> _Exercise task_: What lines of the data hold the string "components"? Pull each one out.

----- Data section -----

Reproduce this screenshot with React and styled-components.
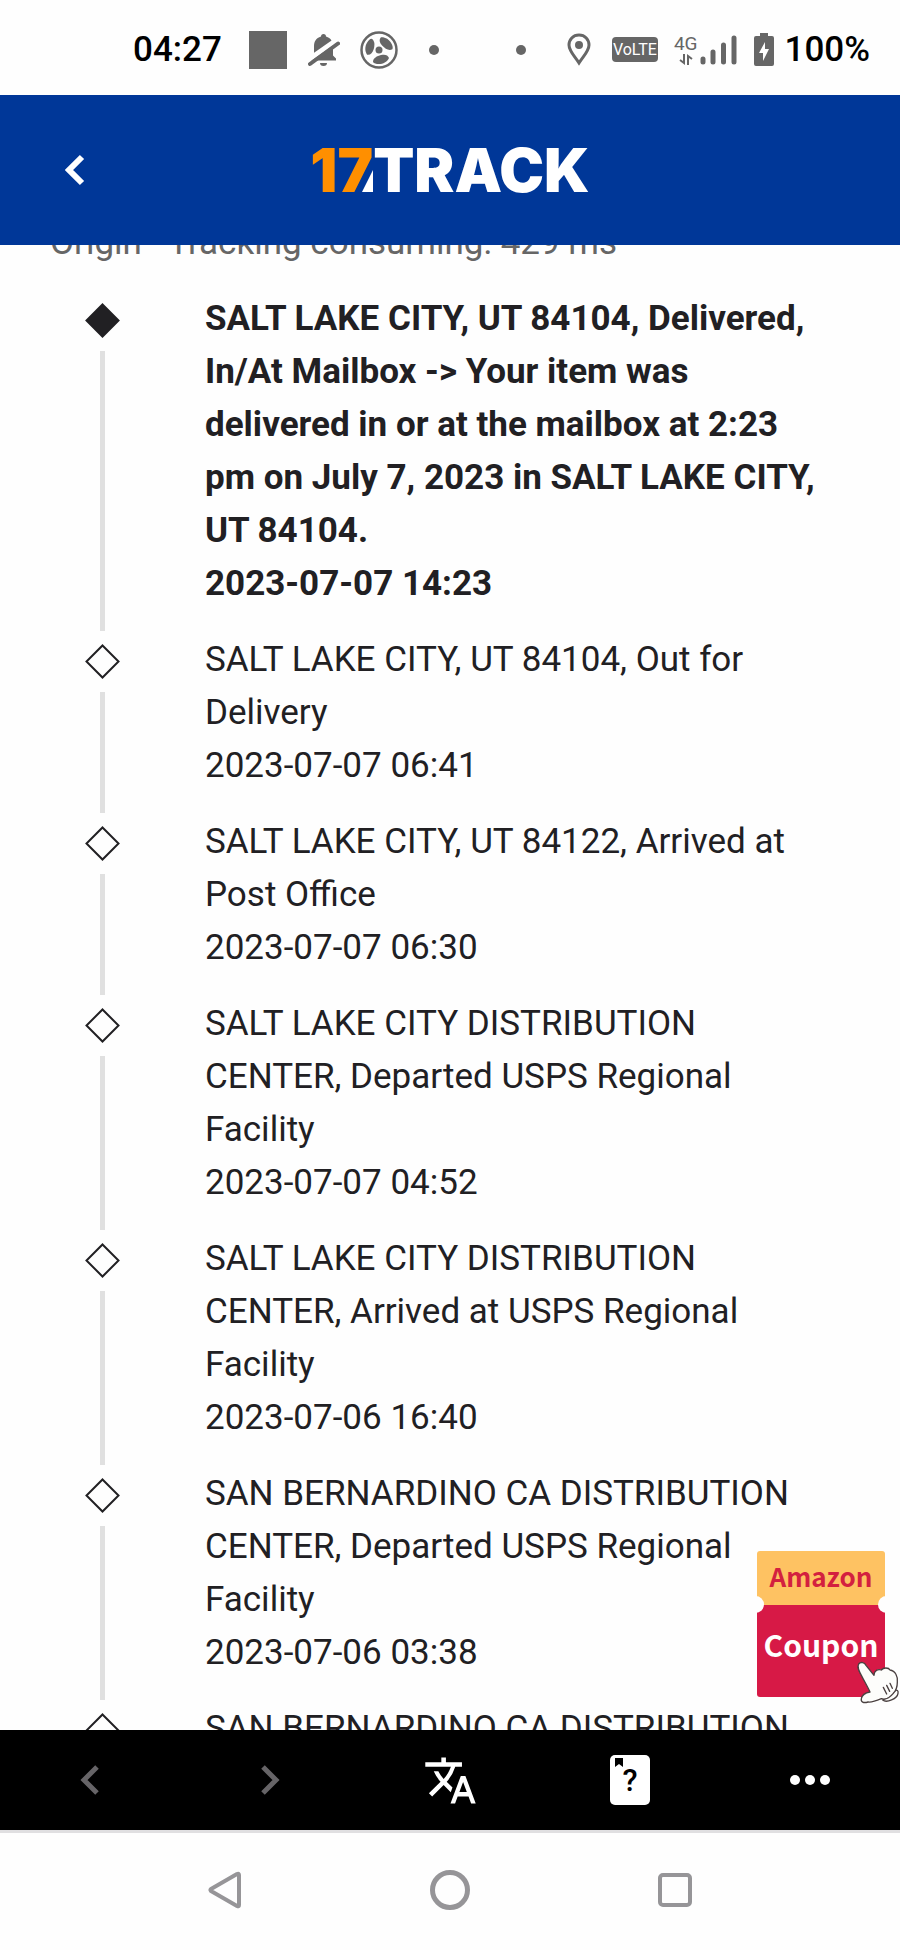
import React from "react";
import styled, { createGlobalStyle } from "styled-components";
import { MdTranslate } from "react-icons/md";

const GlobalStyle = createGlobalStyle`
  * { box-sizing: border-box; }
  body { margin: 0; background: #fefefe; font-family: Roboto, "Liberation Sans", sans-serif; }
  svg { display: block; }
`;

const Screen = styled.div`
  display: flex;
  flex-direction: column;
  height: 100vh;
  color: #212023;
`;

const StatusBar = styled.div`
  flex: none;
  display: flex;
  align-items: center;
  justify-content: space-between;
  height: 95px;
  padding: 4px 30px 0 133px;
  color: #000;
  font-size: 35px;
  font-weight: 500;
`;

const StatusGroup = styled.div`
  display: flex;
  align-items: center;
`;

const StatusIcon = styled.svg`
  flex: none;
  margin-left: ${(p) => p.$gap}px;
  color: #666;
`;

const Dot = styled.span`
  width: 10px;
  height: 10px;
  margin-left: ${(p) => p.$gap || 0}px;
  border-radius: 50%;
  background: #666;
`;

const Volte = styled.span`
  display: flex;
  align-items: center;
  justify-content: center;
  width: 46px;
  height: 25px;
  margin-left: 21px;
  border-radius: 4px;
  background: #666;
  color: #fff;
  font-size: 16px;
  font-weight: 400;
`;

const Network = styled.span`
  display: flex;
  flex-direction: column;
  align-items: center;
  margin-left: 16px;
  color: #666;
  font-size: 19px;
  line-height: 20px;
  font-weight: 400;
`;

const Percent = styled.span`
  margin-left: 11px;
`;

const Header = styled.header`
  flex: none;
  display: grid;
  grid-template-columns: 150px 1fr 150px;
  align-items: center;
  height: 150px;
  background: #003798;
  color: #fff;
`;

const IconButton = styled.button`
  display: flex;
  align-items: center;
  justify-content: center;
  flex: 1;
  height: 100%;
  padding: 0;
  border: 0;
  background: none;
  font-family: inherit;
  color: ${(p) => p.$color || "#fff"};
`;

const Logo = styled.h1`
  display: flex;
  justify-content: center;
  margin: 0;
  font-family: Inter, sans-serif;
  font-size: 60px;
  line-height: 60px;
  font-weight: 900;
`;

const LogoNumber = styled.span`
  position: relative;
  color: #ff8f00;
`;

const LogoAccent = styled.svg`
  position: absolute;
  right: 0;
  bottom: 8px;
`;

const Main = styled.main`
  position: relative;
  flex: 1;
  min-height: 0;
  overflow: hidden;
`;

const Origin = styled.p`
  margin: -29px 50px 0;
  color: #666;
  font-size: 35px;
  line-height: 53px;
`;

const Timeline = styled.ol`
  margin: 23px 0 0;
  padding: 0;
  list-style: none;
`;

const Event = styled.li`
  display: grid;
  grid-template-columns: 205px 1fr;
  padding-right: 72px;
  font-size: 35px;
  line-height: 53px;
  font-weight: ${(p) => (p.$latest ? 700 : 400)};
`;

const Track = styled.div`
  display: flex;
  flex-direction: column;
  align-items: center;
  padding: 11px 0 2px;
`;

const Line = styled.span`
  flex: 1;
  width: 5px;
  margin-top: 13px;
  background: #e0e0e0;
`;

const Details = styled.div`
  padding-bottom: 23px;
`;

const Text = styled.p`
  margin: 0;
`;

const Time = styled.time`
  display: block;
`;

const Coupon = styled.a`
  position: absolute;
  right: 15px;
  bottom: 33px;
  width: 128px;
  text-align: center;
  text-decoration: none;
  font-family: "Noto Sans CJK SC", sans-serif;
  font-weight: 700;
`;

const CouponTop = styled.span`
  display: block;
  height: 54px;
  border-radius: 3px 3px 0 0;
  background: #fec262;
  color: #d3203f;
  font-size: 26px;
  line-height: 50px;
`;

const CouponBody = styled.span`
  display: block;
  height: 92px;
  border-radius: 0 0 3px 3px;
  background: #d71946;
  color: #fff;
  font-size: 30px;
  line-height: 78px;
`;

const Notch = styled.span`
  position: absolute;
  top: 45px;
  ${(p) => p.$side}: -10px;
  width: 17px;
  height: 17px;
  border-radius: 50%;
  background: #fefefe;
`;

const Hand = styled.svg`
  position: absolute;
  right: -15px;
  bottom: -9px;
`;

const Toolbar = styled.nav`
  flex: none;
  display: flex;
  height: 100px;
  background: #000;
`;

const SystemNav = styled.nav`
  flex: none;
  display: flex;
  height: 120px;
  padding: 0 112px 3px;
  border-top: 3px solid #e0dfe1;
`;

const events = [
  {
    text: "SALT LAKE CITY, UT 84104, Delivered, In/At Mailbox -> Your item was delivered in or at the mailbox at 2:23 pm on July 7, 2023 in SALT LAKE CITY, UT 84104.",
    time: "2023-07-07 14:23",
  },
  { text: "SALT LAKE CITY, UT 84104, Out for Delivery", time: "2023-07-07 06:41" },
  { text: "SALT LAKE CITY, UT 84122, Arrived at Post Office", time: "2023-07-07 06:30" },
  { text: "SALT LAKE CITY DISTRIBUTION CENTER, Departed USPS Regional Facility", time: "2023-07-07 04:52" },
  { text: "SALT LAKE CITY DISTRIBUTION CENTER, Arrived at USPS Regional Facility", time: "2023-07-06 16:40" },
  { text: "SAN BERNARDINO CA DISTRIBUTION CENTER, Departed USPS Regional Facility", time: "2023-07-06 03:38" },
  { text: "SAN BERNARDINO CA DISTRIBUTION" },
];

function Chevron({ flip, weight }) {
  return (
    <svg width="20" height="32" viewBox="0 0 20 32" fill="none" stroke="currentColor" strokeWidth={weight}>
      <path d={flip ? "M3 3 L16 16 L3 29" : "M17 3 L4 16 L17 29"} />
    </svg>
  );
}

function Diamond({ filled }) {
  return (
    <svg width="35" height="35" viewBox="0 0 35 35" fill={filled ? "#212023" : "none"} stroke="#212023" strokeWidth="2">
      <path d="M17.5 1.5 L33.5 17.5 L17.5 33.5 L1.5 17.5 Z" />
    </svg>
  );
}

export default function App() {
  return (
    <Screen>
      <GlobalStyle />
      <StatusBar>
        <StatusGroup>
          <span>04:27</span>
          <StatusIcon $gap={27} width="38" height="38">
            <rect width="38" height="38" fill="currentColor" />
          </StatusIcon>
          <StatusIcon $gap={21} width="32" height="34" viewBox="0 0 32 34">
            <path
              fill="currentColor"
              d="M13 3.5a2.5 2.5 0 0 1 5 0c5 1.500 7 5 7 10v9l3 3v2H3v-2l3-3v-9c0-5 2-8.500 7-10zM12 30h7a3.500 3 0 0 1-7 0z"
            />
            <path d="M0 27 L30 6" stroke="#fefefe" strokeWidth="5" />
            <path d="M2 31 L30 10.5" stroke="currentColor" strokeWidth="4" strokeLinecap="round" />
          </StatusIcon>
          <StatusIcon $gap={20} width="38" height="38" viewBox="0 0 38 38">
            <circle cx="19" cy="19" r="17.5" fill="none" stroke="currentColor" strokeWidth="2.5" />
            <circle cx="19" cy="19" r="3.5" fill="currentColor" />
            <g fill="currentColor">
              <path id="blade" d="M13 31 C13 27 17 25 21 24 C25 23 28 24 29 27 C27 31 23 33 19 33 C16 33 14 32.5 13 31 Z" />
              <use href="#blade" transform="rotate(120 19 19)" />
              <use href="#blade" transform="rotate(240 19 19)" />
            </g>
          </StatusIcon>
          <Dot $gap={31} />
        </StatusGroup>
        <StatusGroup>
          <Dot />
          <StatusIcon $gap={41} width="24" height="33" viewBox="0 0 24 33">
            <path
              d="M12 2 C6 2 2 6.500 2 12 C2 18 7.500 23 12 30 C16.500 23 22 18 22 12 C22 6.500 18 2 12 2 Z"
              fill="none"
              stroke="currentColor"
              strokeWidth="3"
            />
            <circle cx="12" cy="12" r="4" fill="currentColor" />
          </StatusIcon>
          <Volte>VoLTE</Volte>
          <Network>
            4G
            <svg width="14" height="11" viewBox="0 0 14 11" fill="none" stroke="currentColor" strokeWidth="2">
              <path d="M5 0 V9 L1 6 M9 11 V2 L13 5" />
            </svg>
          </Network>
          <StatusIcon $gap={2} width="37" height="32" viewBox="0 0 37 32" stroke="currentColor" strokeWidth="5" strokeLinecap="round">
            <path d="M3 25 V28 M13 18 V28 M23.5 11 V28 M34 4 V28" />
          </StatusIcon>
          <StatusIcon $gap={17} width="20" height="33" viewBox="0 0 20 33">
            <path
              fill="currentColor"
              fillRule="evenodd"
              d="M6 0h8v3h4a2 2 0 0 1 2 2v26a2 2 0 0 1-2 2H2a2 2 0 0 1-2-2V5a2 2 0 0 1 2-2h4zM11 9L5 20h4v8l6-12h-4z"
            />
          </StatusIcon>
          <Percent>100%</Percent>
        </StatusGroup>
      </StatusBar>

      <Header>
        <IconButton aria-label="Back">
          <Chevron weight={6} />
        </IconButton>
        <Logo>
          <LogoNumber>
            17
            <LogoAccent width="11" height="22" viewBox="0 0 11 22">
              <path d="M11 0 V22 H0 Z" fill="#fff" />
            </LogoAccent>
          </LogoNumber>
          TRACK
        </Logo>
      </Header>

      <Main>
        <Origin>Origin - Tracking consuming: 429 ms</Origin>
        <Timeline>
          {events.map((event, i) => (
            <Event key={i} $latest={i === 0}>
              <Track>
                <Diamond filled={i === 0} />
                <Line />
              </Track>
              <Details>
                <Text>{event.text}</Text>
                {event.time && <Time>{event.time}</Time>}
              </Details>
            </Event>
          ))}
        </Timeline>
        <Coupon href="#coupon">
          <CouponTop>Amazon</CouponTop>
          <CouponBody>Coupon</CouponBody>
          <Notch $side="left" />
          <Notch $side="right" />
          <Hand width="44" height="46" viewBox="348 392 132 138" fill="#fdfdfb" stroke="#4a4040" strokeWidth="4" strokeLinejoin="round" strokeLinecap="round">
            <path d="M428 512 C440 522 472 508 474 492 C476 484 470 480 466 484 L440 506 Z" />
            <path d="M356 404 C362 396 374 400 378 408 L402 438 C402 424 414 418 424 422 C430 414 446 414 450 422 C466 424 474 442 472 458 C472 474 468 484 460 492 C450 504 436 512 424 508 C410 514 396 520 384 518 C370 522 362 518 364 508 C366 496 378 490 390 488 C382 470 372 454 366 442 C358 428 350 414 356 404 Z" />
            <path d="M430 474 L440 494 M440 468 L449 486 M450 462 L457 477" fill="none" />
          </Hand>
        </Coupon>
      </Main>

      <Toolbar>
        <IconButton aria-label="Previous page" $color="#666467">
          <Chevron weight={5} />
        </IconButton>
        <IconButton aria-label="Next page" $color="#666467">
          <Chevron flip weight={5} />
        </IconButton>
        <IconButton aria-label="Translate">
          <MdTranslate size={55} />
        </IconButton>
        <IconButton aria-label="Help">
          <svg width="40" height="50" viewBox="0 0 40 50">
            <rect width="40" height="50" rx="5" fill="#fff" />
            <path d="M5 3h8v9l-4-3-4 3z" fill="#000" />
            <text x="20" y="36" textAnchor="middle" fontSize="31" fontWeight="500" fill="#000">?</text>
          </svg>
        </IconButton>
        <IconButton aria-label="More">
          <svg width="40" height="10" viewBox="0 0 40 10" fill="currentColor">
            <circle cx="5" cy="5" r="5" />
            <circle cx="20" cy="5" r="5" />
            <circle cx="35" cy="5" r="5" />
          </svg>
        </IconButton>
      </Toolbar>

      <SystemNav>
        <IconButton aria-label="System back" $color="#969598">
          <svg width="36" height="40" viewBox="0 0 36 40" fill="none" stroke="currentColor" strokeWidth="4" strokeLinejoin="round">
            <path d="M4 19 Q3 20 4 21 L30 36 Q32 37 32 35 V5 Q32 3 30 4 Z" />
          </svg>
        </IconButton>
        <IconButton aria-label="Home" $color="#969598">
          <svg width="40" height="40" viewBox="0 0 40 40" fill="none" stroke="currentColor" strokeWidth="5">
            <circle cx="20" cy="20" r="17.5" />
          </svg>
        </IconButton>
        <IconButton aria-label="Recent apps" $color="#969598">
          <svg width="36" height="36" viewBox="0 0 36 36" fill="none" stroke="currentColor" strokeWidth="4">
            <rect x="3" y="3" width="30" height="30" rx="3" />
          </svg>
        </IconButton>
      </SystemNav>
    </Screen>
  );
}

-----

> _Result for this task_:
Reproduce this screenshot with React and styled-components.
import styled, { createGlobalStyle } from "styled-components";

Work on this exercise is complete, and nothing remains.